The other component of our summer ‘diet’ is the one most Americans, and increasingy most Italians, have the greatest difficulty sustaining, namely the exercise which must be a standard part of any true diet.  The two of us go days on end in the Cilento without teleivision.  What tawdry reality show could possibly compete with the beauty of this area and the endless variety of the Agropolesi themselves as they stroll up and down the corso every night in that time-honored tradition, the passeggiato?  And of course the topography of the region, with its rugged mountains and dramatic hilltowns, makes any casual stroll a challenge.

More’s the pity, then, that so many of the Italian neighbors have abandoned the stroll to plant themselves in front of the boob tube and vegetate.   

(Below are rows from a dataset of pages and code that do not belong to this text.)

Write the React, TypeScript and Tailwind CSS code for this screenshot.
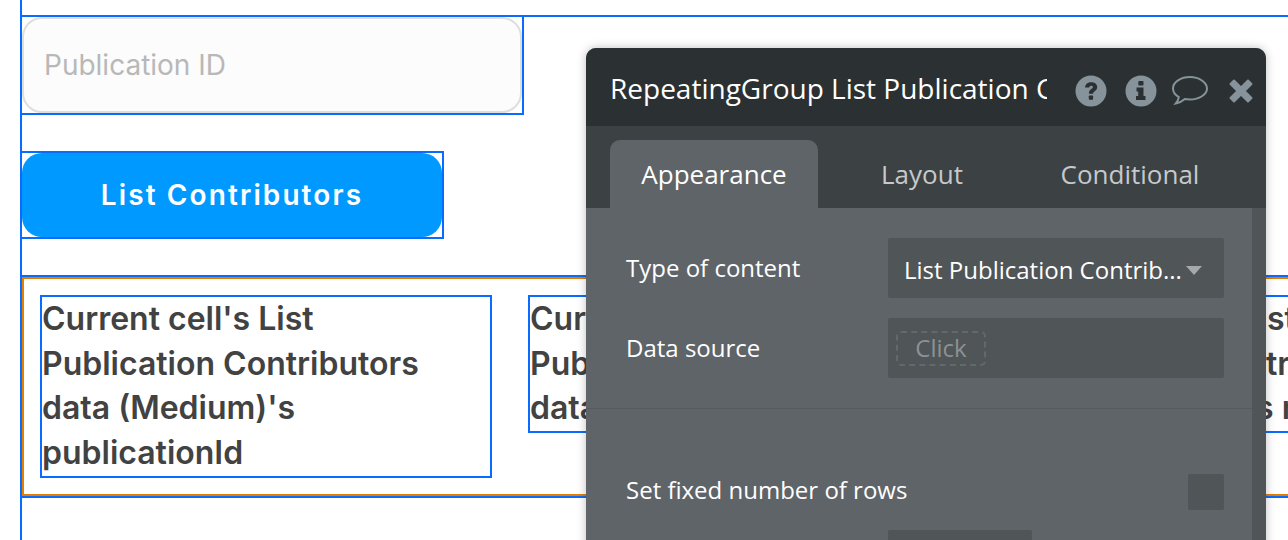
const sans = "font-['Open_Sans',sans-serif]";

function HelpIcon() {
  return (
    <svg width="32" height="32" viewBox="0 0 32 32">
      <circle cx="16" cy="16" r="15.5" fill="#87939a" />
      <path d="M10 12.500c.3-3.400 2.800-5.300 6.200-5.300 3.500 0 6 2 6 4.900 0 2.300-1.300 3.400-2.700 4.300-1 .7-1.400 1.100-1.400 2.300h-4.200c-.1-2.400.7-3.500 2.200-4.500 1.100-.7 1.800-1.200 1.800-2.100 0-.9-.7-1.400-1.700-1.400-1.100 0-1.800.7-2 1.900z" fill="#2b3133" />
      <rect x="13.800" y="20.500" width="4.300" height="4.200" rx="0.700" fill="#2b3133" />
    </svg>
  );
}

function InfoIcon() {
  return (
    <svg width="32" height="32" viewBox="0 0 32 32">
      <circle cx="16" cy="16" r="15.500" fill="#87939a" />
      <rect x="13.300" y="6" width="5.200" height="4.600" rx="0.800" fill="#2b3133" />
      <path d="M11.500 12.500h7v8.500h2v4h-9.500v-4h2.200v-4.500h-1.700z" fill="#2b3133" />
    </svg>
  );
}

function CommentIcon() {
  return (
    <svg width="38" height="34" viewBox="0 0 38 34" fill="none">
      <path d="M19 3C9.800 3 2 8 2 14.500c0 3.500 2.300 6.500 5.800 8.600-.3 2.200-1.300 4.300-3 6.400 3.200-.5 6.700-2.300 9-4.400 1.700.3 3.400.4 5.200.4 9.200 0 17-5 17-11S28.200 3 19 3z" stroke="#87939a" strokeWidth="2" />
    </svg>
  );
}

function CloseIcon() {
  return (
    <svg width="26" height="26" viewBox="0 0 26 26">
      <path d="M6 2.500L13 9.500L20 2.500L23.500 6L16.500 13L23.500 20L20 23.500L13 16.500L6 23.500L2.500 20L9.500 13L2.500 6Z" fill="#87939a" stroke="#87939a" strokeWidth="2" strokeLinejoin="round" />
    </svg>
  );
}

function CellLine({ left, right, rightWidth }: { left: string; right: string; rightWidth: string }) {
  return (
    <div className="flex justify-between whitespace-nowrap h-[44.500px]">
      <span>{left}</span>
      <span className={rightWidth}>{right}</span>
    </div>
  );
}

export default function App() {
  return (
    <div className="relative w-[1288px] h-[540px] overflow-hidden bg-white font-['Inter',sans-serif]">
      <div className="h-[540px] ml-5 border-l-2 border-[#0a6cff] flex flex-col">
        <div className="mt-[15px] border-t-2 border-[#0a6cff]">
          <div className="w-[502px] h-[98px] border-r-2 border-b-2 border-[#0a6cff]">
            <div className="h-full rounded-[20px] border-2 border-[#dedede] bg-[#fcfcfc] pl-[20px] flex items-center text-[28px] text-[#b8b8b8]">
              Publication ID
            </div>
          </div>
        </div>

        <div className="mt-[36px] w-[422px] h-[88px] border-t-2 border-r-2 border-b-2 border-[#0a6cff]">
          <div className="h-full rounded-[20px] bg-[#0099ff] flex items-center justify-center text-[28px] font-semibold tracking-[2.100px] text-white">
            List Contributors
          </div>
        </div>

        <div className="mt-[36px] h-[223px] border-t-2 border-b-2 border-[#0a6cff]">
          <div className="h-full border-2 border-[#e67e00] border-r-0 flex items-start pl-[16px] pt-[16px] gap-[36px] text-[32px] font-semibold leading-[44.500px] text-[#424242]">
            <div className="w-[452px] h-[183px] shrink-0 border-2 border-[#0a6cff]">
              Current cell's List<br />
              Publication Contributors<br />
              data (Medium)'s<br />
              publicationId
            </div>
            <div className="w-[770px] h-[138px] shrink-0 border-2 border-[#0a6cff]">
              <CellLine left="Current cell's List" right="st" rightWidth="w-[29px]" />
              <CellLine left="Publication Contributors" right="tr" rightWidth="w-[30px]" />
              <CellLine left="data (Medium)'s" right="s r" rightWidth="w-[40px]" />
            </div>
          </div>
        </div>
      </div>

      <div className={`absolute left-[586px] top-[48px] w-[680px] h-[520px] rounded-t-[10px] bg-[#5f6468] shadow-[0_0_10px_rgba(0,0,0,0.25)] overflow-hidden ${sans}`}>
        <div className="h-[78px] bg-[#2b3133] flex items-center pl-[24px] text-white">
          <div className="w-[437px] pt-[2px] overflow-hidden whitespace-nowrap text-[28px]">RepeatingGroup List Publication Contributors</div>
          <div className="ml-[28px] pt-[8px] flex items-center">
            <HelpIcon />
            <div className="ml-[18px]"><InfoIcon /></div>
            <div className="ml-[14px]"><CommentIcon /></div>
            <div className="ml-[19px]"><CloseIcon /></div>
          </div>
        </div>

        <div className="h-[82px] bg-[#3c4144] flex items-end pl-[24px] text-[26px]">
          <div className="w-[208px] h-[68px] rounded-t-[10px] bg-[#5f6468] flex items-center justify-center text-white">Appearance</div>
          <div className="w-[208px] h-[68px] flex items-center justify-center text-[#c6c9cb]">Layout</div>
          <div className="w-[208px] h-[68px] flex items-center justify-center text-[#c6c9cb]">Conditional</div>
        </div>

        <div className="flex">
          <div className="w-[666px] text-[24px] text-white">
            <div className="pt-[30px] pl-[40px] pr-[28px] flex flex-col gap-[20px] pb-[30px] border-b border-[#555a5e]">
              <div className="flex items-center justify-between">
                <span>Type of content</span>
                <div className="w-[336px] h-[60px] rounded-[2px] bg-[#505558] flex items-center pl-[16px]">
                  <span className="pt-[4px] whitespace-nowrap">List Publication Contrib...</span>
                  <span className="ml-[4px] mt-[4px] w-0 h-0 border-l-[8px] border-r-[8px] border-t-[9px] border-l-transparent border-r-transparent border-t-[#a5a9ab]" />
                </div>
              </div>
              <div className="flex items-center justify-between">
                <span>Data source</span>
                <div className="w-[336px] h-[60px] rounded-[2px] bg-[#505558] flex items-center pl-[8px]">
                  <span className="w-[90px] h-[35px] rounded-[5px] border-2 border-dashed border-[#63686b] flex items-center justify-center text-[#8d9193]">Click</span>
                </div>
              </div>
            </div>
            <div className="pt-[63px] pl-[40px] pr-[28px] flex items-center justify-between">
              <span className="mb-[4px]">Set fixed number of rows</span>
              <div className="w-[36px] h-[36px] rounded-[2px] bg-[#505558]" />
            </div>
            <div className="mt-[18px] ml-[302px] w-[144px] h-[40px] rounded-[2px] bg-[#505558]" />
          </div>
          <div className="w-[14px] h-[400px] bg-[#505558]" />
        </div>
      </div>
    </div>
  );
}
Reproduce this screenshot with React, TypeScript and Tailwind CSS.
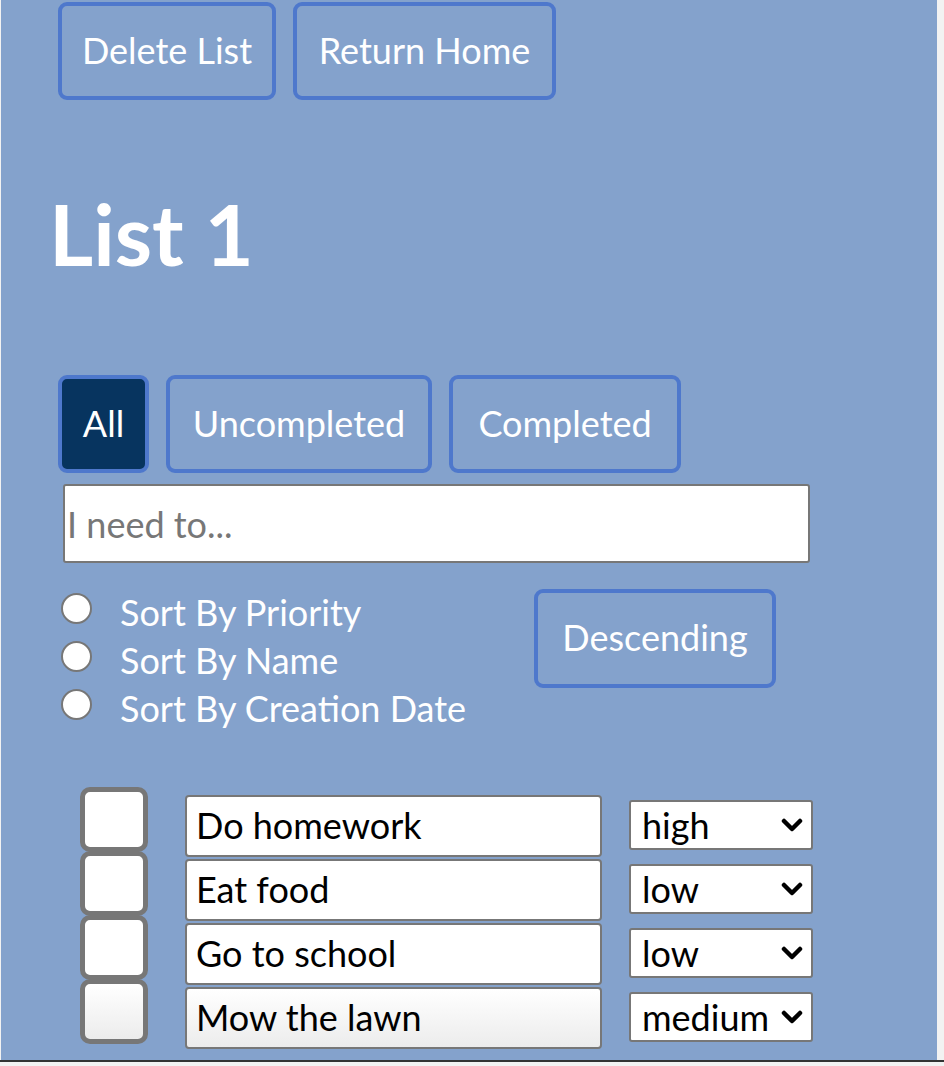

The results are nothing short of calamitous.  The original study published by Keys contained an index, admittedly a crude one, to measure the extent to which participants adhered to the Mediterranean Diet.  In 1970, Italians scored 8 out or 10. Today’s Italians’ average score, by contrast, is 2.  To put that into context, the US, with no tradition of such a diet, has an average score of 1.  Thirty-one percent of Italy’s youngsters who were interviewed for the new study admitted a preference for so-called ‘Western’ diets, typified by their high red meat content.  The health implications of this abandonment of the tradtional diet are dire.  Figures show that fully one-third of Italian children are obese, the second highest incidence in Europe after Greece.  Statistics show that in 2015 in Italy there were more than 66,000 more unexplained deaths than in the previous year, and one suggestion advanced for the phenomenon is the changing diet.  Says Dr. Antonino De Lorenzo of Tor Vergata, “The diet industry and mass media have a lot to do with it—but how many lives do we have to lose before we return to a healthy way of eating?”